(Material supplied)
=======
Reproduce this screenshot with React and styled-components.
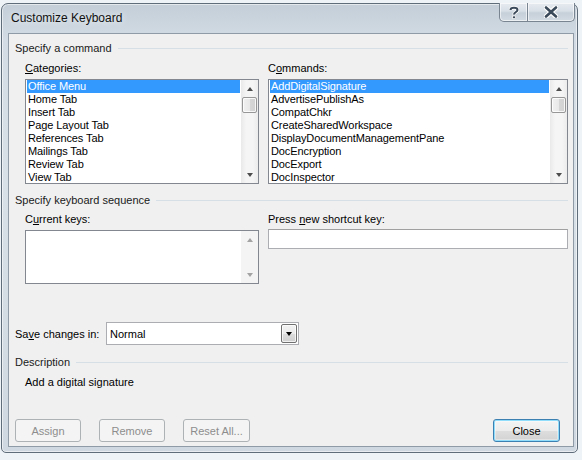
=======
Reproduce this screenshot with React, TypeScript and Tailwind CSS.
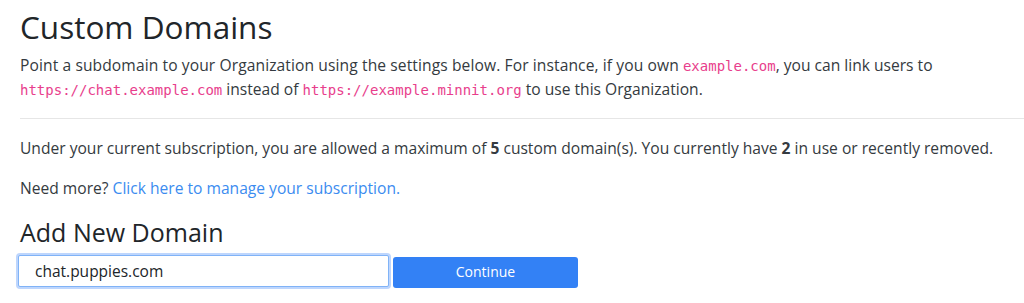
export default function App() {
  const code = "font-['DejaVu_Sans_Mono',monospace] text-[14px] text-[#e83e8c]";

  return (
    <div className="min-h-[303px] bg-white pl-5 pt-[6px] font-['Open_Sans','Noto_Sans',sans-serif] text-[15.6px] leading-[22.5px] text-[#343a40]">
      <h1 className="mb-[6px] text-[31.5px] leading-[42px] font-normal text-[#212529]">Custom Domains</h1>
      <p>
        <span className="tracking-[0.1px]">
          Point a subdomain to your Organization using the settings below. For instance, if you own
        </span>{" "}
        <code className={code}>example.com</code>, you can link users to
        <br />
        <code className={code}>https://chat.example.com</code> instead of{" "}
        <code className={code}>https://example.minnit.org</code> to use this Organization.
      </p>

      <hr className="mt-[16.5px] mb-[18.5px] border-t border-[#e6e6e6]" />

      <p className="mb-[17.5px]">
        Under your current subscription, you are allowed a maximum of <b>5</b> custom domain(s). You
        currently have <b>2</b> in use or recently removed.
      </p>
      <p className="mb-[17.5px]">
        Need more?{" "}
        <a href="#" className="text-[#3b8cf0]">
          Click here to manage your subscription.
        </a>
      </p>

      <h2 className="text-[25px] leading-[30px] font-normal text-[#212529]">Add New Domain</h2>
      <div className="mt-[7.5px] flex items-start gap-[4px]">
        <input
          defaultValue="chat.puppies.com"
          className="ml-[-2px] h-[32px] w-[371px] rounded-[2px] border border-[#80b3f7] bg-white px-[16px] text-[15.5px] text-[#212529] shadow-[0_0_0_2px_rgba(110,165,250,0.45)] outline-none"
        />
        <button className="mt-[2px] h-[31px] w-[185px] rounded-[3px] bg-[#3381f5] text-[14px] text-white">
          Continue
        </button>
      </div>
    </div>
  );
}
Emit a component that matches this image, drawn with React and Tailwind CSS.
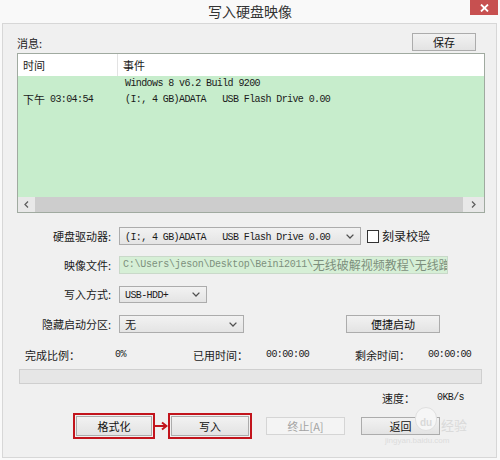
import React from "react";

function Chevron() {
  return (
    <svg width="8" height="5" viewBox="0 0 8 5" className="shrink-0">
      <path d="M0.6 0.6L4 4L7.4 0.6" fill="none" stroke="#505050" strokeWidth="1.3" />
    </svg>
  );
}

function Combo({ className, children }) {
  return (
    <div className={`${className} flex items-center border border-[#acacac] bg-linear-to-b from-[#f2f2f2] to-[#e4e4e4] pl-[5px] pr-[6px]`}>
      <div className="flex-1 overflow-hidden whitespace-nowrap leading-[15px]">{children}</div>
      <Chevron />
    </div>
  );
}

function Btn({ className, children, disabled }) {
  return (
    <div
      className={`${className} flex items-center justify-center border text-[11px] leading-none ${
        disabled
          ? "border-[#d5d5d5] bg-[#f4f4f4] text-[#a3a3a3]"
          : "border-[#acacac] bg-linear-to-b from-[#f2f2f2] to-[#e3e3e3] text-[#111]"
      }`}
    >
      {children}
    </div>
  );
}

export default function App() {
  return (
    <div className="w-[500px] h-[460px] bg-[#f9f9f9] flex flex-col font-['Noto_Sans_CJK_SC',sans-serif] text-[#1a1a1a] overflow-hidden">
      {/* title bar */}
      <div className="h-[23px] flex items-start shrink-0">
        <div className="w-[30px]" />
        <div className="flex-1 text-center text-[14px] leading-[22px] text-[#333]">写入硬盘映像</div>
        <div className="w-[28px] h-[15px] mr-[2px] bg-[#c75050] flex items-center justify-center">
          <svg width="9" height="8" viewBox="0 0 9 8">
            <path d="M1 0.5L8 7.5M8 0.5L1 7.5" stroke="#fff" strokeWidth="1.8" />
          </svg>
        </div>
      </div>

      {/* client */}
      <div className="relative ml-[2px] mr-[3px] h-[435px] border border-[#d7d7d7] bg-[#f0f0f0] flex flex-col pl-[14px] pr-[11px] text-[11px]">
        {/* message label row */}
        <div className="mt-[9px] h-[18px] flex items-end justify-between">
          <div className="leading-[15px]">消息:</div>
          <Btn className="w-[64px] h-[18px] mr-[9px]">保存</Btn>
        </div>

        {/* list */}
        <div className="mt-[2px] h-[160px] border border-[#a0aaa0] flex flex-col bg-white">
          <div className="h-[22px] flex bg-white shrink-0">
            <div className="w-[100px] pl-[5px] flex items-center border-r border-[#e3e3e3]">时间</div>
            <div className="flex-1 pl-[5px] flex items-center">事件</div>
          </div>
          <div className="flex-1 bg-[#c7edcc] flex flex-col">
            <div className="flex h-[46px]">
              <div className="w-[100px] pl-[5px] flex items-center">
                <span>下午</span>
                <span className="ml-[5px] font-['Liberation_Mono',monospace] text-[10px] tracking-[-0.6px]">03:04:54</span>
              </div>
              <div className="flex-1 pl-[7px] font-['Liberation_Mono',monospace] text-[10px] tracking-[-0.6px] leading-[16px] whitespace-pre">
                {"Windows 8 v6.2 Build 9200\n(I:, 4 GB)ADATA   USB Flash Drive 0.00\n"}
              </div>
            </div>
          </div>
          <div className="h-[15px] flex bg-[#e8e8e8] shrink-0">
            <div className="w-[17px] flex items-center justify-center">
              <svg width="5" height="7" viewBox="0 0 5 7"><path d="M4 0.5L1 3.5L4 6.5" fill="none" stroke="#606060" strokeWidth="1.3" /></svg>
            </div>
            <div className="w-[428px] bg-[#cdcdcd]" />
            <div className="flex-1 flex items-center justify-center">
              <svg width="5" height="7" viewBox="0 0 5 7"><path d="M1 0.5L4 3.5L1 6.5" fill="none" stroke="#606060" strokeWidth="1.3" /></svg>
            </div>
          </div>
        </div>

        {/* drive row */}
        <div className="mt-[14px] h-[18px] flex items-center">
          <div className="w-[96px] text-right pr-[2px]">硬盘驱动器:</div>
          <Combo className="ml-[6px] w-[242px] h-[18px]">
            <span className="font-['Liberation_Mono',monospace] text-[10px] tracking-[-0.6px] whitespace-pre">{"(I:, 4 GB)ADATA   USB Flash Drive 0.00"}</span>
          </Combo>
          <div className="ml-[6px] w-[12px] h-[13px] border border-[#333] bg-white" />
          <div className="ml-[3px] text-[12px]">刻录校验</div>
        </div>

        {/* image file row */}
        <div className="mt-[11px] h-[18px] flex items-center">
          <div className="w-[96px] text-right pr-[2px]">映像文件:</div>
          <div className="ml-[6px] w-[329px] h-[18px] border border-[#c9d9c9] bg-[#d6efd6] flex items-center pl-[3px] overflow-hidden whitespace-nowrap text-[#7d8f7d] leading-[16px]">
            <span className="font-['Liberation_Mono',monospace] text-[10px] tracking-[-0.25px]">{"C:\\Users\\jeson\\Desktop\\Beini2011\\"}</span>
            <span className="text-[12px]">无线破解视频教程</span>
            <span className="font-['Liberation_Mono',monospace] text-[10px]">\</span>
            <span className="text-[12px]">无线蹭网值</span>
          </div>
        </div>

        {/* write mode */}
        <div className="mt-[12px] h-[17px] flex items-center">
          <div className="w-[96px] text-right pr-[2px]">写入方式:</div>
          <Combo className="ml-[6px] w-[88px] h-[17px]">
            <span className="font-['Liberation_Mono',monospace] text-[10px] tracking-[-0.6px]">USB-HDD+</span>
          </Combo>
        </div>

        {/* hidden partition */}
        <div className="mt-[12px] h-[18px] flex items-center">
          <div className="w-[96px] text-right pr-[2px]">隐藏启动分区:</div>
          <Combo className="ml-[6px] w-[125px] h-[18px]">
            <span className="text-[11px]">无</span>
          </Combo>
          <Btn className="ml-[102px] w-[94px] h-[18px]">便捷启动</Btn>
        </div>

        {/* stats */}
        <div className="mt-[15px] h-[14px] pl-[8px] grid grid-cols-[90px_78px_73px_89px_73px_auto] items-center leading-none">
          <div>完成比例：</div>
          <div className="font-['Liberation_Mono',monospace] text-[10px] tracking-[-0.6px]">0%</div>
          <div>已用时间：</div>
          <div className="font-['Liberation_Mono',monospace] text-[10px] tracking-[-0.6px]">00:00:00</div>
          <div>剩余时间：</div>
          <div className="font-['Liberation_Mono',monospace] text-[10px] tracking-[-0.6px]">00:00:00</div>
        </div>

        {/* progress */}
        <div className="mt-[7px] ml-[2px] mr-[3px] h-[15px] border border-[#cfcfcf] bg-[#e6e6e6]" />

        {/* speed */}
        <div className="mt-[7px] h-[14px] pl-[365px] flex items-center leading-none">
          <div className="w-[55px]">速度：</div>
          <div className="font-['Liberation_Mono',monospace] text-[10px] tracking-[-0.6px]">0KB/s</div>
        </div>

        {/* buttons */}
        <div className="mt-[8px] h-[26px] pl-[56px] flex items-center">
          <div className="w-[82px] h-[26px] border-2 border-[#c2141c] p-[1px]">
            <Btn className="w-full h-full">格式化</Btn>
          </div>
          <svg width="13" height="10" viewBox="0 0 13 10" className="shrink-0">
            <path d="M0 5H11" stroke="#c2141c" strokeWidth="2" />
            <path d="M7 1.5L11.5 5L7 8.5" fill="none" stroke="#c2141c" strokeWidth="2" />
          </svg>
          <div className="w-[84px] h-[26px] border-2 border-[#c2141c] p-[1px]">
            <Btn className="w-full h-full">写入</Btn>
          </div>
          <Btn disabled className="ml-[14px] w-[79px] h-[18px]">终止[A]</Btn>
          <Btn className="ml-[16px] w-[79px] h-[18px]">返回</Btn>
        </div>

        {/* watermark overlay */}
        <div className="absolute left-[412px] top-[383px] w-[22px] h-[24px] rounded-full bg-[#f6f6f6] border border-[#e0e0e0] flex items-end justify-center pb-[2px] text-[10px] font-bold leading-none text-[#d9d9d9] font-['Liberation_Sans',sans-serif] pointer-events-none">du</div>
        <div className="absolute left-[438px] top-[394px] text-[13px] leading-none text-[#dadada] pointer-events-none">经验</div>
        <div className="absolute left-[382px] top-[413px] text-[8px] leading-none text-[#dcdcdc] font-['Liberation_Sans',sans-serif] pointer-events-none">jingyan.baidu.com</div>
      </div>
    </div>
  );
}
=======
(Exercise task)
For each line above that contains the word "with", copy that line.

(Full answer)
Reproduce this screenshot with React and styled-components.
Reproduce this screenshot with React, TypeScript and Tailwind CSS.
Emit a component that matches this image, drawn with React and Tailwind CSS.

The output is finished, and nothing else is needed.